One of the topics which constantly came up (with associated “stories” 🙂 ) was the experiences of the “worker” with their “family” during “work” time. The number one issue that came up was related to the need when “working”, to be left undisturbed, as if they had driven off to an office somewhere. Of course, for this to truly work for all of the relationships concerned, telecommuting from home cannot be a 24/7 operation. Clear boundaries have to be set.
However, this is more easily said than done it seems. Many of the participants in the conversation were feeling especially insecure about their current employment status — and the general consensus is that with such insecurity in the background, there is a tendency to try to work 24/7. This does not work!
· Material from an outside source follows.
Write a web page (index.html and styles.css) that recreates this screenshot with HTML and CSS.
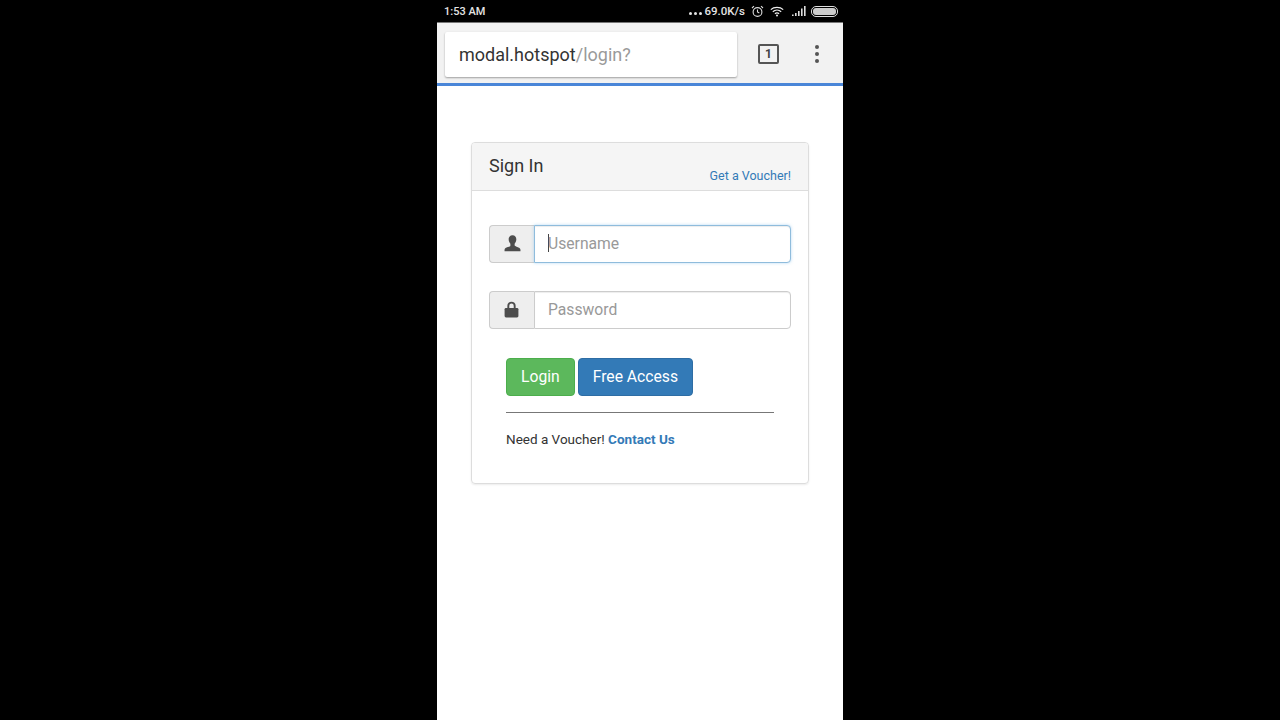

It was suggested by one participant that he thought perhaps that was what the company hoped for when they allowed him to telecommute!
Having employees who work from home certainly can save a company money. The full-time telecommuter doesn’t require office space, the part-time telecommuter can often share office space — less office space required, less expense. If on top of that savings the employer then gets greater productivity from the employee – it’s a win!